Physical examination revealed a deviated septum (the cartilage in the middle that separates one nostril from the other, which can get displaced for various reasons), along with some kind of bony obstruction and a two-centimeter-long tear towards the back of the septum. When they looked closer using a rhinoscope—basically a camera attached to a tube—they found a “hard, nontender, white mass” sticking out of the floor of the nostril. And when they ran a CT scan, they clearly identified what this mass was: a tooth growing where it shouldn’t have been. You can click here to view moderately unsettling medical images of the tooth.
In anatomical terms, the man had an ectopic tooth, ectopic being a catch-all term for the abnormal placement of a body part. Ectopic teeth can happen for several reasons. Sometimes, our permanent adult teeth can grow out, or erupt, in an unusual path. Other times, the process of replacing our baby teeth doesn’t go quite right and a baby tooth ends up being pushed out by its adult counterpart, but doesn’t fall out as expected and just stays in our mouth, albeit in a very awkward position. Or, an extra tooth could spontaneously appear even in adulthood. The doctors don’t offer an explanation as to how this man’s stray tooth formed, but whatever the cause, genetics are considered a risk factor for the condition.
...More at the link
*drunkenly rants*
I’M GONNA PUNCH YOU SO HARD YOUR TEETH ARE GONNA BE GROWING OUT OF YOUR NOSE!!!
“Ectopic teeth”.
Yikes.
Rare as hen’s teeth.
Suddenly I don’t feel so badly about the hair growing out of mine…
Just think, if you had both teeth AND hair growing out of your nose!! You’d be the luckiest guy in the world!
Brings a whole new meaning to eating boogers.
It would be great if this could be controlled and directed. Imagine going to a dentist to grow a new tooth instead of having a crown, bridge or dentures
That is a great looking tooth in near mint condition.

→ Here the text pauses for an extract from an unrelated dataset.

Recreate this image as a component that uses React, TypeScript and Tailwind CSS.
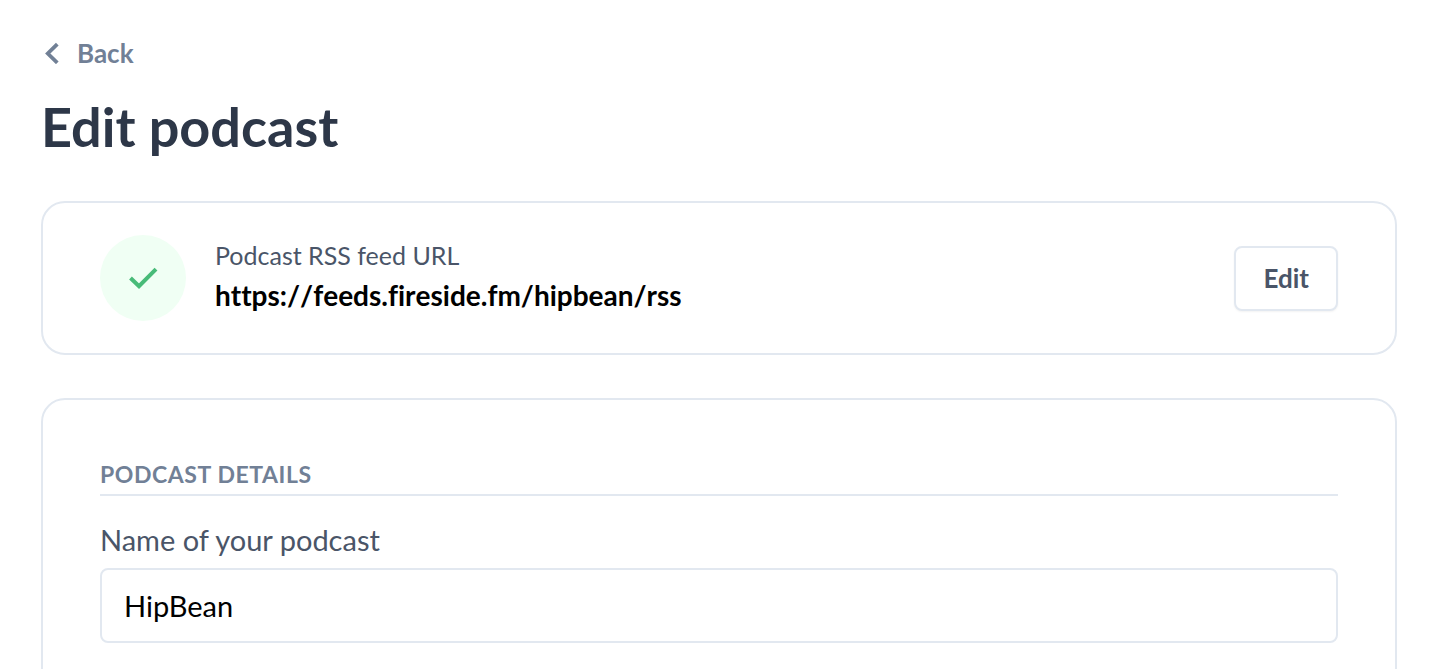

Looks difficult to floss though.
WINNER! Lol!
A wisdom tooth that had nowhere else to go?
Well, it could be worse - could be a lower tooth...
Women get teeth in uterus. Dermoid cyst
Someone in my family had a lot of extra teeth but they all stayed in the mouth until a dentist removed them. Earliest pictures (xrays) still in the family album look like a fully packed commuter plane at Christmas Eve.
My wife, at the age of 45 had an ectopic Thyroid gland removed from her neck. She’s now 72 and has fully recovered. The surgeon explained that the Thyroid tumor was probably the result of just one cell being deposited into her neck region when she was an embryo.
Funny, but it’s not that her teeth are so big, it’s that her smile is so deliberately exaggerated.
Heh! Good one!
*hides hand behind cushion* WHAT EXACTLY DO YOU MEAN BY THAT?!